Whatever the stimulus the discovery of life and the manipulation of its performance necessitates accommodation. Even the most frightful surrender to status is destined to alteration. Ultimately the manner in which one approaches adaptation is the real secret of life. This may however entail the collapse of all but one’s conviction. Translating experiences from one reality to another is a challenge upon every level of production.

I prefer to regard the process as one of distillation, a metaphor for the thinking and analysis which are the worthy projects of clarifying daily living.

Distillation is the process of separating the components or substances from a liquid mixture by using selective boiling and condensation. Distillation may result in essentially complete separation (nearly pure components), or it may be a partial separation that increases the concentration of selected components in the mixture.

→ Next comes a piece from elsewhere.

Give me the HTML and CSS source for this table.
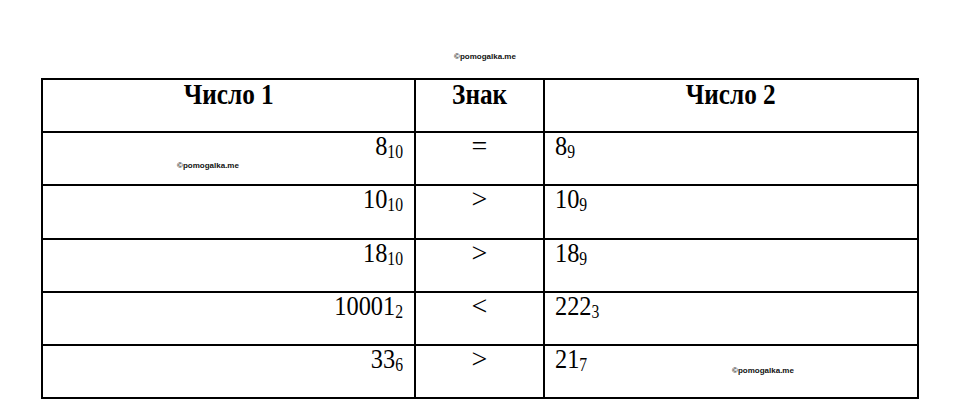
FILE: index.html
```html
<!DOCTYPE html>
<html>
<head>
<meta charset="utf-8">
<link rel="stylesheet" href="styles.css">
</head>
<body>
<div class="page">
  <div class="wm wm-top">©pomogalka.me</div>
  <table class="grid">
    <colgroup>
      <col class="c1"><col class="c2"><col class="c3">
    </colgroup>
    <tr class="head">
      <th><span class="hd">Число 1</span></th>
      <th><span class="hd">Знак</span></th>
      <th><span class="hd">Число 2</span></th>
    </tr>
    <tr>
      <td class="n1"><span class="num">8<sub>10</sub></span><span class="wm wm-cell1">©pomogalka.me</span></td>
      <td class="sg">=</td>
      <td class="n2"><span class="num">8<sub>9</sub></span></td>
    </tr>
    <tr>
      <td class="n1"><span class="num">10<sub>10</sub></span></td>
      <td class="sg">&gt;</td>
      <td class="n2"><span class="num">10<sub>9</sub></span></td>
    </tr>
    <tr>
      <td class="n1"><span class="num">18<sub>10</sub></span></td>
      <td class="sg">&gt;</td>
      <td class="n2"><span class="num">18<sub>9</sub></span></td>
    </tr>
    <tr>
      <td class="n1"><span class="num">10001<sub>2</sub></span></td>
      <td class="sg">&lt;</td>
      <td class="n2"><span class="num">222<sub>3</sub></span></td>
    </tr>
    <tr>
      <td class="n1"><span class="num">33<sub>6</sub></span></td>
      <td class="sg">&gt;</td>
      <td class="n2"><span class="num">21<sub>7</sub></span><span class="wm wm-cell3">©pomogalka.me</span></td>
    </tr>
  </table>
</div>
</body>
</html>
```

FILE: styles.css
```css
html, body {
  margin: 0;
  padding: 0;
  background: #fff;
}
.page {
  width: 960px;
  height: 416px;
  position: relative;
  padding-top: 78px;
  box-sizing: border-box;
  font-family: "Liberation Serif", "Times New Roman", serif;
  color: #000;
}
.wm {
  font-family: "Liberation Sans", Arial, sans-serif;
  font-weight: bold;
  font-size: 8px;
  color: #111;
  white-space: nowrap;
  line-height: 1;
}
.wm-top {
  position: absolute;
  left: 454px;
  top: 53px;
}
.grid {
  margin-left: 41px;
  border-collapse: collapse;
  table-layout: fixed;
  width: 876px;
}
.c1 { width: 373px; }
.c2 { width: 129px; }
.c3 { width: 374px; }
.grid th, .grid td {
  border: 2px solid #000;
  height: 53.2px;
  padding: 0;
  vertical-align: top;
  box-sizing: border-box;
}
.head th {
  font-weight: bold;
  font-size: 29px;
  line-height: 1;
  padding-top: 0;
  text-align: center;
}
.hd {
  display: inline-block;
  transform: scaleX(0.87);
  transform-origin: center top;
}
.grid td {
  font-size: 28px;
  line-height: 0.95;
  padding-top: 0;
  position: relative;
}
.num {
  display: inline-block;
  transform: scaleX(0.87);
}
.n1 {
  text-align: right;
  padding-right: 11px !important;
}
.n1 .num {
  transform-origin: right top;
}
.sg {
  text-align: center;
}
.n2 {
  text-align: left;
  padding-left: 10px !important;
}
.n2 .num {
  transform-origin: left top;
}
sub {
  font-size: 18px;
  vertical-align: -3px;
  line-height: 0;
}
.wm-cell1 {
  position: absolute;
  left: 134px;
  top: 29px;
}
.wm-cell3 {
  position: absolute;
  left: 187px;
  top: 21px;
}
```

Not every occasion implores logic and dissection.  Some people and things are manifestly diverting or overwhelming. The superlatives are sometimes beauty; other times brilliance or mechanical purity. Who of each of us hasn’t his or her own particular recollections! Seemingly we are bound until the occurrence of those sustaining moments to trod through or upon the more wasteful or corrupted fields of our unique universe. The unity of our existence mustn’t be permitted to overwhelm the larger and more diverse elements of life. The only commonality to the thesis is our perception, not what it is that we perceive. As such it behooves us to recognize the singularity of people, products and events which momentarily predict – and which may on occasion conflict with – our picture of life.